— Start Collected material —

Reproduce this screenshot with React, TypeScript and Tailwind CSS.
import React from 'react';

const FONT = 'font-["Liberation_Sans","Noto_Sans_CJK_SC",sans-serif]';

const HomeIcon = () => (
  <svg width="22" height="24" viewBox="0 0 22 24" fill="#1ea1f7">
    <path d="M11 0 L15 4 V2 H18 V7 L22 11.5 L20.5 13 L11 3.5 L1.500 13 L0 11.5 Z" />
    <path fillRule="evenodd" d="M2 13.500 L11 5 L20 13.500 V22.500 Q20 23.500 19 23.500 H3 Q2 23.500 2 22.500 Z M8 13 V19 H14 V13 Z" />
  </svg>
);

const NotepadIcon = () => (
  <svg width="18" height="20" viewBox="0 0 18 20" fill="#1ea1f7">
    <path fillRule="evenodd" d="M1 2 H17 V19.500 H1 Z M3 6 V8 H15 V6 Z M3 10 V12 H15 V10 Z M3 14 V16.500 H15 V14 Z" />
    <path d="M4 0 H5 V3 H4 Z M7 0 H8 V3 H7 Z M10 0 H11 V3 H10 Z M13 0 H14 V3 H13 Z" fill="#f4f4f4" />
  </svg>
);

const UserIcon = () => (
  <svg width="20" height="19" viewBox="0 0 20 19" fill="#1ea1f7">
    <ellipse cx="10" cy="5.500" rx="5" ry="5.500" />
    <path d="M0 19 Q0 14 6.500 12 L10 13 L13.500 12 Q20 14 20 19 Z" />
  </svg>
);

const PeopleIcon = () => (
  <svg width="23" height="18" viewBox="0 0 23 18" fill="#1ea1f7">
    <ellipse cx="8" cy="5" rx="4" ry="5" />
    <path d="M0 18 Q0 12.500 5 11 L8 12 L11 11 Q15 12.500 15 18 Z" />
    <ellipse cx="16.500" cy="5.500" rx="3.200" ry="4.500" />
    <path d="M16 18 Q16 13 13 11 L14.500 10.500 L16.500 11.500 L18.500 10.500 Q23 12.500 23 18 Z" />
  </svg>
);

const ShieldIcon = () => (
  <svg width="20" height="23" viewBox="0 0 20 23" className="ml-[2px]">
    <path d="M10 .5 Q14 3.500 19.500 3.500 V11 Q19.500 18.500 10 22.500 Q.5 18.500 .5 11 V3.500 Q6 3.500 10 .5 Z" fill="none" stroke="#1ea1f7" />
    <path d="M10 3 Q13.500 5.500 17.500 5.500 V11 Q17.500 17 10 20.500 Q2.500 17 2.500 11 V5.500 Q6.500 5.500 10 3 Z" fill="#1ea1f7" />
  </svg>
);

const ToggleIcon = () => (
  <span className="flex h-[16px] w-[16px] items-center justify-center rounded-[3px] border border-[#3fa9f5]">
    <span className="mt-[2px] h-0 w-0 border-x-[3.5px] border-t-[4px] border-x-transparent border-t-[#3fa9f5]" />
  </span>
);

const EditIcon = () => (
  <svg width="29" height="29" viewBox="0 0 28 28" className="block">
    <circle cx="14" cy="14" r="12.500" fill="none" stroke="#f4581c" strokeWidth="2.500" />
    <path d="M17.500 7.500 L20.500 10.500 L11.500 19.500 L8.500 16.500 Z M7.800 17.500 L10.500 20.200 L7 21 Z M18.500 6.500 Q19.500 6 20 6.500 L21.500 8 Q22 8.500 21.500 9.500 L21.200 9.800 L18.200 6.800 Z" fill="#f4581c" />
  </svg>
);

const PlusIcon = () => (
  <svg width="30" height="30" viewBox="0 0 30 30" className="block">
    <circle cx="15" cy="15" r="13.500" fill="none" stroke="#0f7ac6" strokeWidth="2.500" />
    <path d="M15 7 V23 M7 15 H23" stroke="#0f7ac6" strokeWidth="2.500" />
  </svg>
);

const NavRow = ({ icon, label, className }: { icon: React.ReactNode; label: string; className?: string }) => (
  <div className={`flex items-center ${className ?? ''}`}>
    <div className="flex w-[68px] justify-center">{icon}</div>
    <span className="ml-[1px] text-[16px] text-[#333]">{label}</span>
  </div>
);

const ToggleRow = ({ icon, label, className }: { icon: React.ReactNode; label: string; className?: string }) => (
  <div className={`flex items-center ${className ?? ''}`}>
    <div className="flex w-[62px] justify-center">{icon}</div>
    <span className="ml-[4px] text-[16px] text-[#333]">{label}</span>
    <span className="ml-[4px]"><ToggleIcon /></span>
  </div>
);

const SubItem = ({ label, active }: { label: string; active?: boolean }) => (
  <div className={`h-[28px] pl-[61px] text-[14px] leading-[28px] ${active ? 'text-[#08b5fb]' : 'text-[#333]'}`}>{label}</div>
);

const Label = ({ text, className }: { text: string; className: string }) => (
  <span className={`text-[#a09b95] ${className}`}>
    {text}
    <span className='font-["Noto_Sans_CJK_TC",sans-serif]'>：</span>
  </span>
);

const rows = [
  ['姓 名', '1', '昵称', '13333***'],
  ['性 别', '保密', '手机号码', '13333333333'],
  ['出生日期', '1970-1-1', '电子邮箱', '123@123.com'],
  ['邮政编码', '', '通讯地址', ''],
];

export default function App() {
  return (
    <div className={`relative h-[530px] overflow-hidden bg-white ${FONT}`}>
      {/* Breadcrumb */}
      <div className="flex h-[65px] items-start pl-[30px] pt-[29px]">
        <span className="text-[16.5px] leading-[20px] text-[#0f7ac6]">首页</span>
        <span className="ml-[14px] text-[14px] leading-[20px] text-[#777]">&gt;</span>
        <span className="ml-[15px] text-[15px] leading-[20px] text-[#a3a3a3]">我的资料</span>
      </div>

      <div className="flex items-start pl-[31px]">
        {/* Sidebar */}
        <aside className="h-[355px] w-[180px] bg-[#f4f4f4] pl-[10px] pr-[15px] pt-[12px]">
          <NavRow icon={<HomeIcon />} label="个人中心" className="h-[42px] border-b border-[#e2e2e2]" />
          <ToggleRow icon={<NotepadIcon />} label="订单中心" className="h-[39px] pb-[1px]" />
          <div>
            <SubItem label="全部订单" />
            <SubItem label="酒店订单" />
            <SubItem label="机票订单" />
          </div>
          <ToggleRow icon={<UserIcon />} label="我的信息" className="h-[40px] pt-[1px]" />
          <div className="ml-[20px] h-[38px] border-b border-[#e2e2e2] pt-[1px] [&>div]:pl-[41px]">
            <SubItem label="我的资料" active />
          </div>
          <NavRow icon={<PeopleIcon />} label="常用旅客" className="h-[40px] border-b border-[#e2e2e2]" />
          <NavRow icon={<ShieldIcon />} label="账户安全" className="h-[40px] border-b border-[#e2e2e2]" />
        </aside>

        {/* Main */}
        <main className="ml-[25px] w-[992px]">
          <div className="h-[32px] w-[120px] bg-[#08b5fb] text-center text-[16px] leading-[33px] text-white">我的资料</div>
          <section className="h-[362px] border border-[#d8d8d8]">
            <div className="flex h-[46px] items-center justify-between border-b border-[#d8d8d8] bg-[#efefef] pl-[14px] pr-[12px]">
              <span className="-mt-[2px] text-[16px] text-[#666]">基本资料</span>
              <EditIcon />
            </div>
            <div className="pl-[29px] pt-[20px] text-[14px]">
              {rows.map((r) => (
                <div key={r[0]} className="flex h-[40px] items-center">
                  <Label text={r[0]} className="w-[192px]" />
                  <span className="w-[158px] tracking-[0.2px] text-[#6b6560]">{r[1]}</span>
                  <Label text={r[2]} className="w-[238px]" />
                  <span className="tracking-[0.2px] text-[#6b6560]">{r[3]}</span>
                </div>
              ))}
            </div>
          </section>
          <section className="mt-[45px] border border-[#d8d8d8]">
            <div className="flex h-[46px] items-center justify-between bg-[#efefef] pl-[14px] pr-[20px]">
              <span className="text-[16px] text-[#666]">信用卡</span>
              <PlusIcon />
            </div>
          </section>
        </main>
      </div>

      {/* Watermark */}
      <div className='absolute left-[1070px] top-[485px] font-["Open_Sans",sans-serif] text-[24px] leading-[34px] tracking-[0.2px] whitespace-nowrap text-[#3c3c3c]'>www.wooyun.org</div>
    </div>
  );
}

— End Collected material —

- Do this -
Gather every line containing the word "React" and copy it.

- Result of this exercise -
Reproduce this screenshot with React, TypeScript and Tailwind CSS.
import React from 'react';
const NavRow = ({ icon, label, className }: { icon: React.ReactNode; label: string; className?: string }) => (
const ToggleRow = ({ icon, label, className }: { icon: React.ReactNode; label: string; className?: string }) => (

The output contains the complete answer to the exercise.